Undead (Forsaken): Bitter anger, rage and horror, mixed with terrible sadness. The human race saw one of its finest kingdoms completely destroyed by the Scourge, and it’s a wound that is still fresh and painful. All humans know just how close they came to absolute obliteration in the face of the undead. Fighting one is a horrifying proposition viscerally and emotionally; you know you’re tearing apart something that was a human being, but now is a lump of berserk bone, flesh and pus. In the face of all this, it’s no wonder that very few humans distinguish between the two undead factions. (Yes, I know I’d previously said they probably did, but I’ve rethought it.) Even thought humans who intellectually know the difference probably can’t find the heart to do so emotionally. As such, the forsaken are the main reason the humans still consider the Horde evil, and they burn the Forsaken to the ground whenever they find them.
We are victorious! Take the bodies and pile them up around the bonfires. They’ve risen once, we don’t know if they will again. Surround their village and burn it. Leave not one building standing. Destroy everything.
Viewing the Classes
Death Knight: Traitors and turncoats, twice over. How dare these men and women, who turned on humanity in their greatest moment of crisis, now dare to try and rejoin them? Few humans will ever forgive the Death Knights for their sins. In human cities, they will be feared and detested, spat at, and run from.
Druid: Humans probably see druids with a little bit of amusement and awe. There’s no question that it’s flat out awe-inspiring watching a night elf man suddenly drop to the ground as a cat, hurling himself with feline grace at his opponents and tearing them limb from limb. On the other hand, the humans probably find the entire religious order a bit odd. Druids are secretive and try not to discuss those secrets with outsiders; humans generally like to talk. (Probably a little too much.) They think druids are amazing, but a bit full of themselves.
Hunter: Humans admire hunters of all races. It’s a difficult art, requiring an attachment with the land in one way or another that few humans have, and they’d dearly love to have the knack because, well, because humans want to have the knack of doing everything. But humans are, perhaps even more than dwarves, a race who bends nature to their will, not exists within its flow. It’s just not a class they have the mindset for. For now, they’re glad that they have both dwarvish and night elven sharpshooters within the Alliance.
Mage: Ever since they learned the arcane arts from the high elves, the humans have been deeply enamoured of magic; they see it as a greater and more elegant solution to problem solving that most things. They see magic as graceful and beautiful. However, unlike the high elves, they don’t have a natural bent for it. Good mages are hard to come by among the humans, and as such it’s seen as a very academic and qualified discipline. There are probably a few mothers among the humans who hope their children grow up to be sorcerers. (Or if that becomes clearly an impossibility, to at least marry one.)
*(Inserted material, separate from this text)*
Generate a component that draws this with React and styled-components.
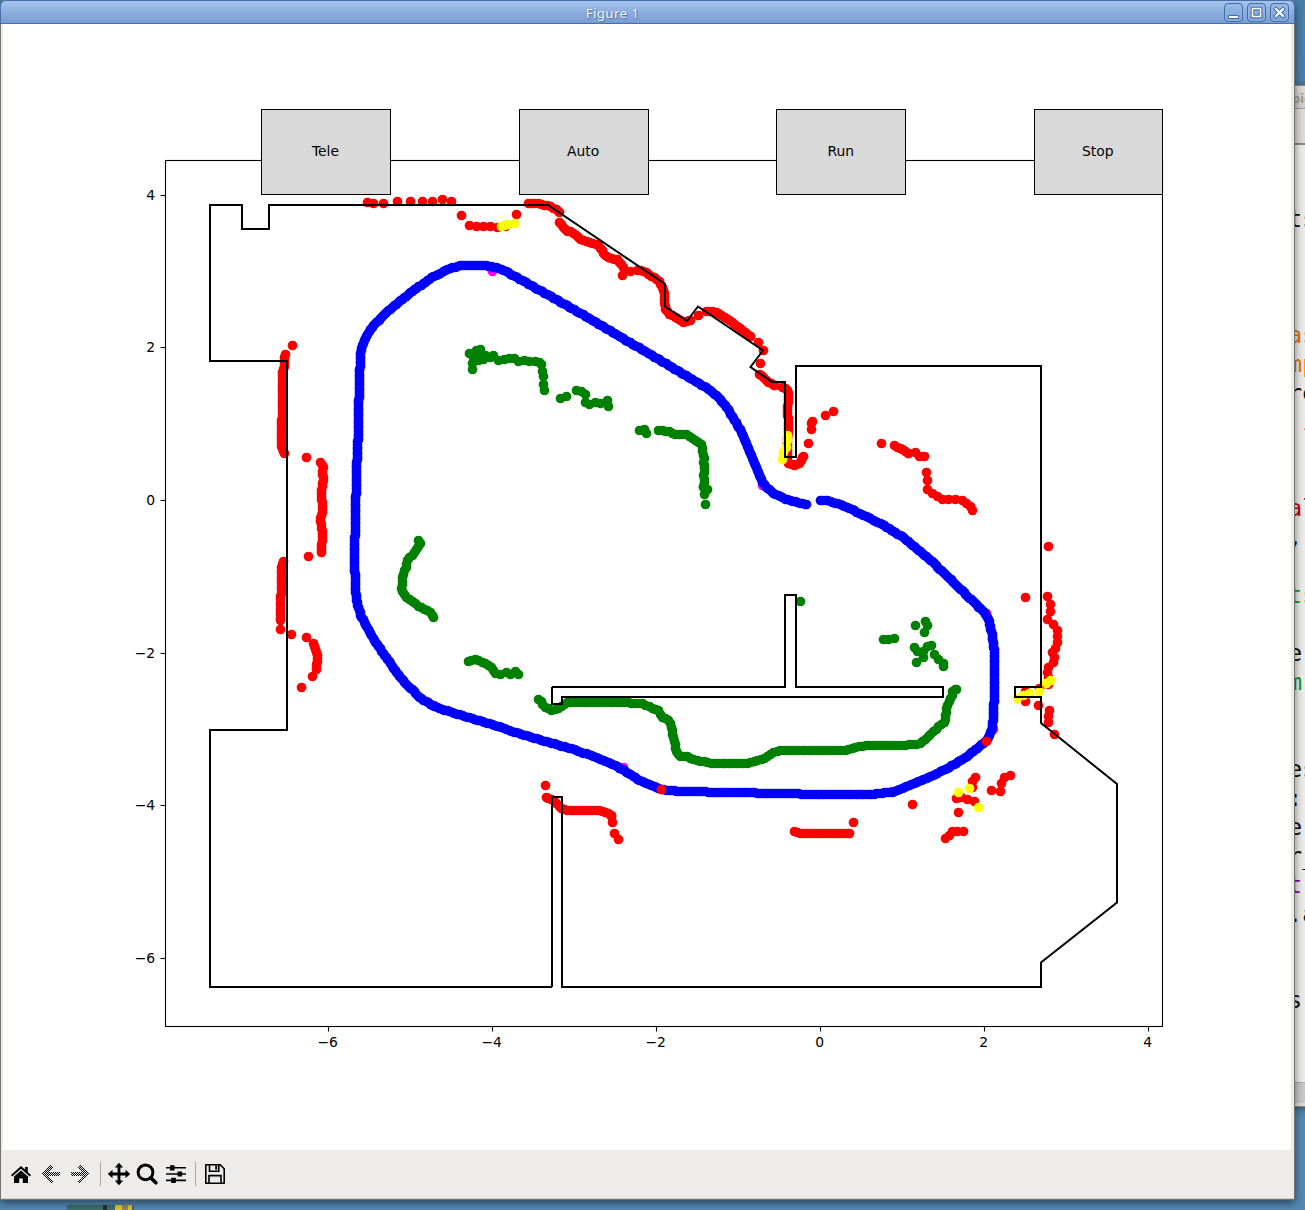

Paladin: But no class has the humans respect quite like the paladins. The Silver Hand is a near legendary organisation within Stormwind, an order whose story has outpaced truth itself. Most human children look at paladins with starry eyes and wonder, imagining them holding off entire orc, undead or demonic armies all by themselves. After all, the Silver Hand is credited with winning the Second War single-handedly. (Again, not true, but the timing was fortuitous.) And Stormwind, a city sacked and occupied by orcs within the First War, is more likely to venerate the paladins than any other. I don’t think any paladin ever pays for a meal in Stormwind.
Priest: Priests are likewise highly respected within the very religious Stormwind, but the relationship is very different. After all, you don’t often talk to a paladin. Their talents are on the battlefield, not within a city. Unless you’re an adventurer yourself, you’re more likely to be talking with the priests. As such, priests are seen as more relatable and personal than paladins, less avatars of the Holy Light and more guides to its path. That same mother who hoped her son would become a mage would probably be delighted to learn he’d become a priest, but might wonder if he could handle the pressure of it. Stormwind expects much of its priests, and priests who don’t measure up probably don’t get a lot of sympathy.
Rogue: Now, this time, we need to talk about rogues in a much deeper way. Enough so that if I have time, I may do a whole post devoted to them. But humans fear rogues in a way that the dwarves, gnomes and night elves truly don’t. Those races see rogues as selfish, untrustworthy and (if they go … ahem… rogue) a menace. But the humans see rogues as terrifying, possibly even moreso than warlocks. Why? Because of SI:7. Humans know damn well that they are being spied on, that Stormwind has a whole network of spies whose job it is to make sure you’re not going anything naughty… and that the definition of naughty changes daily. SI:7 is a scary proposition, and humans know this. The odd thing is that if a human rogue told his colleagues he was a thief and a bandit, they’d be relieved.
Shaman: Shamans probably confuse the humans. Since it’s their primary point of similarity, most humans see the draenei in terms of their devotion to the Light. But shamanism inverts that, and has its own practices. Most humans ultimately still trust a draenei, and don’t know enough about the orcs to know shamanism as ‘an orc thing’. So they’re fine with it. But they don’t understand it at all.
Warlock: A menace. Traitors, each and every one of them. The only question is whether or not an individual dwarf human sees all warlocks as irredeemably evil, or if they can make an exception for some of them. (Hey, why rewrite it when it works perfectly?)
Warrior: Humans probably have fewer warriors than soldiers. While they’re a jack of all trades race, their society is based strongly around group loyalties and such, and the Stormwind guard is always hiring. That said, there are no doubt some schools of combat training, and if a human wants to become a sword for hire, or even a justice-seeking fighter, then there’s plenty of scope for him to do so.